Однако эту стратегию, безусловно, социально ответственную, нельзя все же назвать успешной, потому что она приводит к необходимости работать на нелюбимой работе, а это, в свою очередь - к низкой удовлетворенности жизнью и затяжной депрессии: «Чем  больше там работаешь, тем меньше нравится» (4-52-3, м). В итоге мужчина, посвятивший себя полностью поддержанию семьи, все равно чувствует себя «смирившимся неудачником», не находя в этой роли достаточного ресурса для самоуважения. Связано это не в последнюю очередь с тем, что в традиционном обществе, каким в значительной степени остается современная Россия, роль «кормильца» является настолько сильно социально предписанной, что выполнение ее может восприниматься не как жертва, но как норма, нечто само собой разумеющееся (Bernard 1981). Таким образом, она создает мало пространства для позитивного простраивания собственной идентичности. Эти мужчины готовы заниматься даже «немужской» работой, но испытывают по этому поводу глубокие комплексы. Так, бывший столяр, после разорения своего предприятия вынужденный работать кондуктором, говорит о своей работе: «Ну, вроде легко все, хотя это и не так. Я привык, что делать на работе своими руками. А тут чуть ли не попрошайкой себя чувствую» (4-52-4, м).

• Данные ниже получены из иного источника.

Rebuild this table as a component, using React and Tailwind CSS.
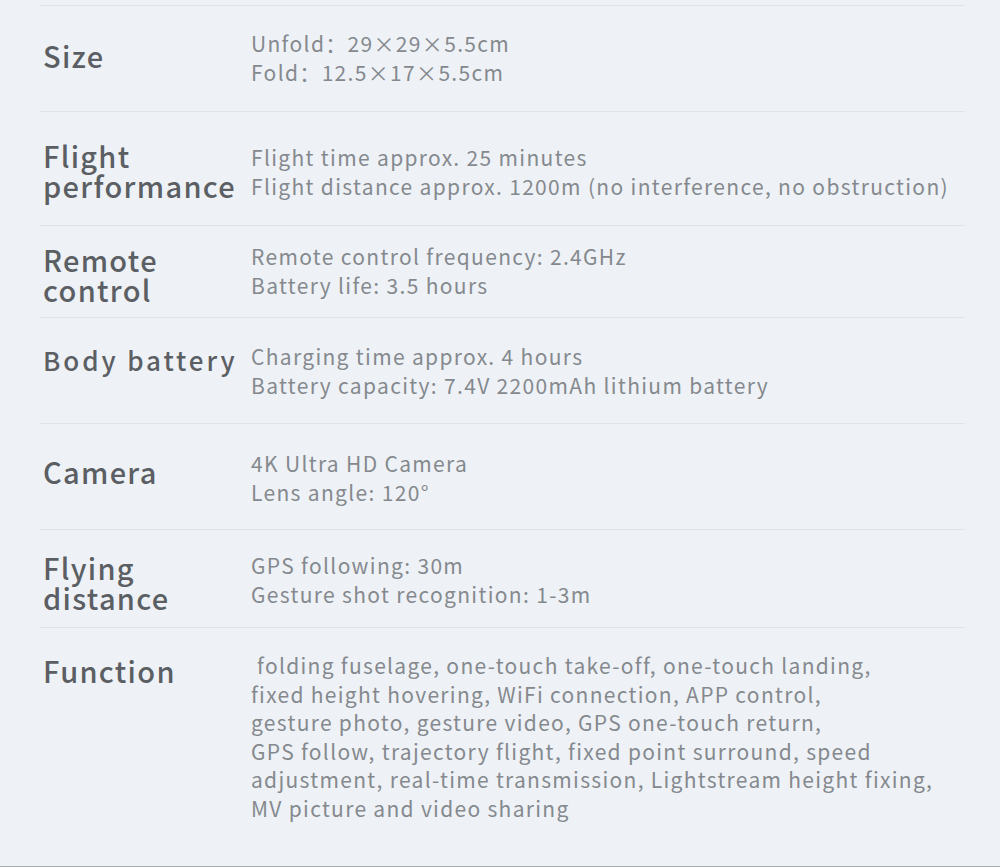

Если посмотреть на социальный протрет «смирившихся неудачников»,  то в основном это рабочие или лица, работающие на других позициях, не требующих высокой квалификации. При этом среди немало людей с высшим образованием, в том числе имевшие опыт квалифицированной и даже управленческой работы, но в силу обстоятельств оказавшиеся в итоге на рабочей специальности. Так, бывший товаровед работает грузчиком, инженер - охранником, учитель - массажистом и т.п.

По возрасту среди них преобладают люди старше 40 лет, но есть и 37-летние. Основу их идентичности можно сформулировать как «мужчина - жертва обстоятельств, остающийся, тем не менее, мужчиной».